## What the task asks
Seek out every line containing the word "TypeScript", and copy each.
═════ Data provided ═════
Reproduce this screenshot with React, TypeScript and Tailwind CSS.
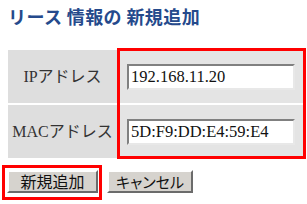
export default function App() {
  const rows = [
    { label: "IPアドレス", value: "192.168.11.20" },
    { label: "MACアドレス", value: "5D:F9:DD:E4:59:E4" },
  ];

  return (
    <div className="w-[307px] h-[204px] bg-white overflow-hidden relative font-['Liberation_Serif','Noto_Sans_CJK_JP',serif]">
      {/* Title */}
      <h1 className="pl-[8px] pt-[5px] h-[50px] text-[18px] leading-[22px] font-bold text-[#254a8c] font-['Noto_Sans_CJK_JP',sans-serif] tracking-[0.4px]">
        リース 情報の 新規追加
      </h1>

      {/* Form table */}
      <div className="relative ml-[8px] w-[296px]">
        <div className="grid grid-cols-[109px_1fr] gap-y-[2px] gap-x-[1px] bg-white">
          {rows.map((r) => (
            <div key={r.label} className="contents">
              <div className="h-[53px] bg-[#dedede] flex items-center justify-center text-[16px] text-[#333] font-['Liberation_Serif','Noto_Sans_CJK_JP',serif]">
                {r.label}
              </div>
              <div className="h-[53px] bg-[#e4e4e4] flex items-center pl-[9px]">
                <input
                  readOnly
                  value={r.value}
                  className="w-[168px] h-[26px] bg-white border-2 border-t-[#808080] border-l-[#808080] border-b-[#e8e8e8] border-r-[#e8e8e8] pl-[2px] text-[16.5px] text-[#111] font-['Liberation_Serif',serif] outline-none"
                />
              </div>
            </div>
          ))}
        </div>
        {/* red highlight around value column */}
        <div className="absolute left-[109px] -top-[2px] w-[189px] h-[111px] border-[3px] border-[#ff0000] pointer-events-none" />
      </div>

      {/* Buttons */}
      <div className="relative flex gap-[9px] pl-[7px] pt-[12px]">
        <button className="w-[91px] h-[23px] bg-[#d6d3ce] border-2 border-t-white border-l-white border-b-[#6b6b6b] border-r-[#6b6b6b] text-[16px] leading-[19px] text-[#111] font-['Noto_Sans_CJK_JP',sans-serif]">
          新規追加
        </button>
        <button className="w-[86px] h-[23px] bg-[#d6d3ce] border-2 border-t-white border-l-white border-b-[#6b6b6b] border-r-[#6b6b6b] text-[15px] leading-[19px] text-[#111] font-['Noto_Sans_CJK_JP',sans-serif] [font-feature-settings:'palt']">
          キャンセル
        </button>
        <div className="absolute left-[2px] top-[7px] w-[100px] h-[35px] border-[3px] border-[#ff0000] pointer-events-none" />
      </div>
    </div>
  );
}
═════
═════ Data provided ═════
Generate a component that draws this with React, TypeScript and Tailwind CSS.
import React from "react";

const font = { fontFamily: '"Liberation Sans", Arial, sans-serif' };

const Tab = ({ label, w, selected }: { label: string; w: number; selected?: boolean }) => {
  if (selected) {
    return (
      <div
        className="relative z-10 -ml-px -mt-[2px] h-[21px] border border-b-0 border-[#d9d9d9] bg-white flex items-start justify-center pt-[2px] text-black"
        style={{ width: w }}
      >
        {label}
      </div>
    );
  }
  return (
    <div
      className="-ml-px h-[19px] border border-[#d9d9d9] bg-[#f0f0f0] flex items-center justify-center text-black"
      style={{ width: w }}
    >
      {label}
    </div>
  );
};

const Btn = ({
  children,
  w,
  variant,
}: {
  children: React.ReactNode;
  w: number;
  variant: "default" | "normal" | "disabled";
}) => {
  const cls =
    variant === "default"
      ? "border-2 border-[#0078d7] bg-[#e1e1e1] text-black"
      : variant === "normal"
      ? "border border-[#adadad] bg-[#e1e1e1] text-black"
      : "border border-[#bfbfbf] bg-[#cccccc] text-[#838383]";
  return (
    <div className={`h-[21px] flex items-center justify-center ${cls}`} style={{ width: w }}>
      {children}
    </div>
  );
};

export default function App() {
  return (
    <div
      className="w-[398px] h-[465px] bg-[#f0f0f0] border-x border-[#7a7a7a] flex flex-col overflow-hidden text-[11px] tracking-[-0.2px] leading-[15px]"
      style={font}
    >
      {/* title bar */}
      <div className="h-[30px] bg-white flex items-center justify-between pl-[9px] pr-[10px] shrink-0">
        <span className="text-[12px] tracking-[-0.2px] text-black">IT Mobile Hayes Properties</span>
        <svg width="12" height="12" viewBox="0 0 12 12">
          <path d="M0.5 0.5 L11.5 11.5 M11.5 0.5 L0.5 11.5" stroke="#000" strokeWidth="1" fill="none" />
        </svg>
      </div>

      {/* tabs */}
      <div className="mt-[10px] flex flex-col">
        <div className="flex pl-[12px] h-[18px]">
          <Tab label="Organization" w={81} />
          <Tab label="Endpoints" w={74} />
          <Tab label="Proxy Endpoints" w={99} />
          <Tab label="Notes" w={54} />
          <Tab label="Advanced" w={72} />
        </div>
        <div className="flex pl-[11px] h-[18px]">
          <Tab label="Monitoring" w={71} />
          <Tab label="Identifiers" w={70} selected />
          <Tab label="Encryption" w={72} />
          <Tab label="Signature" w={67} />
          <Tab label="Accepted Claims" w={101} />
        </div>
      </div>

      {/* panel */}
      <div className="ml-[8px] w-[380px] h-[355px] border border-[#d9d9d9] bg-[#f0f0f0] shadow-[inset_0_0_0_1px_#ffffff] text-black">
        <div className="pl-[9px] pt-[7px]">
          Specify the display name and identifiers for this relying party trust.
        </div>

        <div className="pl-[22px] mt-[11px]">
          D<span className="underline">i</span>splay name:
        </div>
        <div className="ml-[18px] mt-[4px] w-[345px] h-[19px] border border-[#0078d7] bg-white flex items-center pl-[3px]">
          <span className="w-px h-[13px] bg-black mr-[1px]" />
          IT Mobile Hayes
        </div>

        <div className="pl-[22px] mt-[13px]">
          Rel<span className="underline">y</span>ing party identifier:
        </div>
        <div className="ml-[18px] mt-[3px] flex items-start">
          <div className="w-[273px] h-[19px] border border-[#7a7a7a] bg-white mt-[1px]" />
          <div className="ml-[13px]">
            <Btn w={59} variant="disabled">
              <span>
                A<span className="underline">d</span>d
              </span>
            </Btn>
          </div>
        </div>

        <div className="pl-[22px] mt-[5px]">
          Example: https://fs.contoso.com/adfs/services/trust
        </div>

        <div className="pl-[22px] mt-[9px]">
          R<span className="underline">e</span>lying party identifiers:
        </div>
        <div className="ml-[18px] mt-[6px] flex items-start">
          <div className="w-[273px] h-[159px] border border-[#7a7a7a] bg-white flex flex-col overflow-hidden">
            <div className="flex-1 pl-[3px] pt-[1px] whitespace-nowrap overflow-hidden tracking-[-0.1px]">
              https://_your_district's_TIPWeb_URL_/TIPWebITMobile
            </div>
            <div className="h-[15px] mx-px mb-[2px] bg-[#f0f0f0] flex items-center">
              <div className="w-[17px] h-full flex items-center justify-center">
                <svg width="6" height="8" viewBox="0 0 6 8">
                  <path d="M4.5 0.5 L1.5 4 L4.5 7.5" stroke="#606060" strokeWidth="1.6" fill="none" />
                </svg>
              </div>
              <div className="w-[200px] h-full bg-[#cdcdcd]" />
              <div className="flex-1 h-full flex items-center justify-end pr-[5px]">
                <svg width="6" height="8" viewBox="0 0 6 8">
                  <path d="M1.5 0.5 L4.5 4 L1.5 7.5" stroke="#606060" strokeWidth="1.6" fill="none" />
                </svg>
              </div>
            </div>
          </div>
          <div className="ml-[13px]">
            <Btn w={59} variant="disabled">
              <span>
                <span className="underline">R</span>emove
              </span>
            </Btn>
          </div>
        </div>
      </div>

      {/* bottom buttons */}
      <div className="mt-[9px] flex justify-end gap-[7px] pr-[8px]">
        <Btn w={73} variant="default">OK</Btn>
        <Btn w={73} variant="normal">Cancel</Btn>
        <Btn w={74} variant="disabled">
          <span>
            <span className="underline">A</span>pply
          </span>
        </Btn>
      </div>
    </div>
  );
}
═════
═════ Data provided ═════
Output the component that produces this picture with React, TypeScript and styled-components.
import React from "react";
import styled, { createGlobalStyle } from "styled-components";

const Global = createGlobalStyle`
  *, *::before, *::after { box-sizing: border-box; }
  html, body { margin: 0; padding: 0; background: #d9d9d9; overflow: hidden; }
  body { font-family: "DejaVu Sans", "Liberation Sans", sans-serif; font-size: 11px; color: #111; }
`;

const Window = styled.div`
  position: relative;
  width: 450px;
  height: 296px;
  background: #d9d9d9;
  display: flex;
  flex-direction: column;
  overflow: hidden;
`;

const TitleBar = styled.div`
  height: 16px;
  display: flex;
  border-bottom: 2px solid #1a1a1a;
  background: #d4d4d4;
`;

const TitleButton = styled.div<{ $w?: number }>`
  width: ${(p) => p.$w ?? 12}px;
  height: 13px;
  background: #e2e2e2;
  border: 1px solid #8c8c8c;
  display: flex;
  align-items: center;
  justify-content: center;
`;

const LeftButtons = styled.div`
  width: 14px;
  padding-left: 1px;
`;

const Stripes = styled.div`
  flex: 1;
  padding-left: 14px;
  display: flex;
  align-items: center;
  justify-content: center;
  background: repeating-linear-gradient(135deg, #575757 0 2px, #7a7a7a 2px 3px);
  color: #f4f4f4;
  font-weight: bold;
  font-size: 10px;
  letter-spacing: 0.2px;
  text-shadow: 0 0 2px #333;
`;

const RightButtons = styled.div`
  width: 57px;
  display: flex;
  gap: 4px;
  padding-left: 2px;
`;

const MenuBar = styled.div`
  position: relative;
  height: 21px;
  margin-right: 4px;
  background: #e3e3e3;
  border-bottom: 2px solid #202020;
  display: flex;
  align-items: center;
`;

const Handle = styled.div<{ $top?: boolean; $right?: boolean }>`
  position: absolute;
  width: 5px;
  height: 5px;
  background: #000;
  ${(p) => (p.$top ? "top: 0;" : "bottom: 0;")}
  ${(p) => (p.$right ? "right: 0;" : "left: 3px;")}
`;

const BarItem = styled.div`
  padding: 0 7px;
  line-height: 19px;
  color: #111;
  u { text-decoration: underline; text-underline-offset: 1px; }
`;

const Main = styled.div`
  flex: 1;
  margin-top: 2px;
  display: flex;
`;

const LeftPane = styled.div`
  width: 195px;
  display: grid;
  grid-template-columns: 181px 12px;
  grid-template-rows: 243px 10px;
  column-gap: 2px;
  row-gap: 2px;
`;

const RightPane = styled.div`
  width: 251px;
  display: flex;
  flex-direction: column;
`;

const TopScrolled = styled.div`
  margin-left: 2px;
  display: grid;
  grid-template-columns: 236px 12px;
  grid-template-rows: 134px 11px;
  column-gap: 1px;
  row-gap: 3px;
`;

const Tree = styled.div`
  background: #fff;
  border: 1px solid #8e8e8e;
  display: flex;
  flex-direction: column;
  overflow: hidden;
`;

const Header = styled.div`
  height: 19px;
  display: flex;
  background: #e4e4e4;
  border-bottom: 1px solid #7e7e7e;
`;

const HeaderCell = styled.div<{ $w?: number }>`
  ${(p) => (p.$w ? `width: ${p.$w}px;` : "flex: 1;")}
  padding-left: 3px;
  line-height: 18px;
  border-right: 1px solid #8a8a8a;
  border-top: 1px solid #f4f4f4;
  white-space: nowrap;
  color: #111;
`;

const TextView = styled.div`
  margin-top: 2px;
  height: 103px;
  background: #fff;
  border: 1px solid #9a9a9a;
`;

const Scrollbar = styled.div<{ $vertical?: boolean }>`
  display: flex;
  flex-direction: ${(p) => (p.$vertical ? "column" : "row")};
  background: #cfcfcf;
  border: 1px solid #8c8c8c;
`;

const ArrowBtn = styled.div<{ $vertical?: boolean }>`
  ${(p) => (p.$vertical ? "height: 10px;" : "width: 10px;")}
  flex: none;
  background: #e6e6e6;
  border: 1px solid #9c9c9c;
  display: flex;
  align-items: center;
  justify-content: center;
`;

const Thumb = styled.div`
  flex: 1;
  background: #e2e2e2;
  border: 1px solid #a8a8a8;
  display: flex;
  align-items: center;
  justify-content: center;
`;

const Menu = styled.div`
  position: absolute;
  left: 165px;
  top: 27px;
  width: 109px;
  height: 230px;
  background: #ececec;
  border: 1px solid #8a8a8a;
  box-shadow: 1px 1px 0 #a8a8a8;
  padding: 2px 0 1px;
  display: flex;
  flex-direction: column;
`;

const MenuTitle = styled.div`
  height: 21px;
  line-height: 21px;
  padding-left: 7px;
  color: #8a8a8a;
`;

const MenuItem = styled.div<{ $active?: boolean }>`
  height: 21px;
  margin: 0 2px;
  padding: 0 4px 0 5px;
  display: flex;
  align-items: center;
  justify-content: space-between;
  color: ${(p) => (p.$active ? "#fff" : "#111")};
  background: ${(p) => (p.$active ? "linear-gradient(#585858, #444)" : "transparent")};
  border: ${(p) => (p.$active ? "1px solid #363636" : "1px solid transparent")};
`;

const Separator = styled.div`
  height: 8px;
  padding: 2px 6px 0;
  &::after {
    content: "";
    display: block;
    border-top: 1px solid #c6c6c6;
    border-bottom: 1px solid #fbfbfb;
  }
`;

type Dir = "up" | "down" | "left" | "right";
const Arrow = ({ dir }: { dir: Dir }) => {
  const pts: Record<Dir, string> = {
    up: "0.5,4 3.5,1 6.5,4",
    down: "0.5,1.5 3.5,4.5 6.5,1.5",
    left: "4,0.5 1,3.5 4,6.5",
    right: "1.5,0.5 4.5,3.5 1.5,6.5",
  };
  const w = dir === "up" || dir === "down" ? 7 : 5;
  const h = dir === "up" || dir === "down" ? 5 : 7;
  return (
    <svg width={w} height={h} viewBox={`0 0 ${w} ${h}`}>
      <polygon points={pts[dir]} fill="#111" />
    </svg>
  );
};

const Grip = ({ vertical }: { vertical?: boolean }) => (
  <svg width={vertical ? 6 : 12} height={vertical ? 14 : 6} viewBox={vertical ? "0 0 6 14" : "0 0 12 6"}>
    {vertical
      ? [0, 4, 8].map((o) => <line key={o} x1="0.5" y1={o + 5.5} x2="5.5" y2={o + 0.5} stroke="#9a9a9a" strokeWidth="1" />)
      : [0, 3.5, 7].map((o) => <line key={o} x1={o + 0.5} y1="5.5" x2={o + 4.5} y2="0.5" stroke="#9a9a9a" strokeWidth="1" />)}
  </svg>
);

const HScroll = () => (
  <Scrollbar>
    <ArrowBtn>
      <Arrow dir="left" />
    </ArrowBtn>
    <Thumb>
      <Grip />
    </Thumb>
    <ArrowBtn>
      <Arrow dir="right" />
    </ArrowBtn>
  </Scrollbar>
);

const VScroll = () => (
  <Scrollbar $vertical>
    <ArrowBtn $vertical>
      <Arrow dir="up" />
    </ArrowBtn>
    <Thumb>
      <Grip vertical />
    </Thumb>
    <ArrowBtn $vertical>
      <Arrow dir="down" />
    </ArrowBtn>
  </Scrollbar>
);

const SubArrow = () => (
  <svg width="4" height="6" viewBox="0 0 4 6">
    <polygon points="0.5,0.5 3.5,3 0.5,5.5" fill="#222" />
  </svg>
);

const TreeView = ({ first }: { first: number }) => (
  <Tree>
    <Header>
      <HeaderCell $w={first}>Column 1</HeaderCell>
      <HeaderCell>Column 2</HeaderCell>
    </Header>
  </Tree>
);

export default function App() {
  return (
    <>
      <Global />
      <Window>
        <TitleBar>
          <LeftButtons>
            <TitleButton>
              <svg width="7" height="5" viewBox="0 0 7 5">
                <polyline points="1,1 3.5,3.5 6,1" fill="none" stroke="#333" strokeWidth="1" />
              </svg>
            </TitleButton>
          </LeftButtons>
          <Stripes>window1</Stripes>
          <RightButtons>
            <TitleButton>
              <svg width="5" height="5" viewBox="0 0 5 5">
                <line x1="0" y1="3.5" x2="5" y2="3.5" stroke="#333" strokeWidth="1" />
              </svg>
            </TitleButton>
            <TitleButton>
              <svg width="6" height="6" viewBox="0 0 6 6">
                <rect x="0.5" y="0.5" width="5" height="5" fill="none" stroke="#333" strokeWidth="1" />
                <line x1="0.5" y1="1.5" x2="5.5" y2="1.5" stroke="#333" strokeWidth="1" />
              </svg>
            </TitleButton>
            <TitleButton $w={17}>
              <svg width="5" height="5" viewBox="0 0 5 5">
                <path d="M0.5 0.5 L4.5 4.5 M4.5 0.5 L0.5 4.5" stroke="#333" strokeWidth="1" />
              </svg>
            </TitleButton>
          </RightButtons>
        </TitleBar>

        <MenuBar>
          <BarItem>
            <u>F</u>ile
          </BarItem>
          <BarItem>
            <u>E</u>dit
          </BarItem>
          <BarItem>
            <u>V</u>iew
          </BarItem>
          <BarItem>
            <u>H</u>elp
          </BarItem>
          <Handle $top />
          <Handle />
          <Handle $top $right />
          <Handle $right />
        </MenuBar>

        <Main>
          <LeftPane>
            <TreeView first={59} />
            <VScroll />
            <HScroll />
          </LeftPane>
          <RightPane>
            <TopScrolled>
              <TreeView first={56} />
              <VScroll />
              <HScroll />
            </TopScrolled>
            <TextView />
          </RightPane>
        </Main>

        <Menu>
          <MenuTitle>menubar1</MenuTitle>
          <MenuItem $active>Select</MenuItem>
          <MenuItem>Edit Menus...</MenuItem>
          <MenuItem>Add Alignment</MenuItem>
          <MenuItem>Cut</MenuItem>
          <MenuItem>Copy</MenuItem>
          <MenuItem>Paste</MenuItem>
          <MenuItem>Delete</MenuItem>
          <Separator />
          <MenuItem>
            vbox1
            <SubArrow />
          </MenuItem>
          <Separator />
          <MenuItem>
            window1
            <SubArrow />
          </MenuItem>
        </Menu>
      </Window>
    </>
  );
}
═════
## The solution
Reproduce this screenshot with React, TypeScript and Tailwind CSS.
Generate a component that draws this with React, TypeScript and Tailwind CSS.
Output the component that produces this picture with React, TypeScript and styled-components.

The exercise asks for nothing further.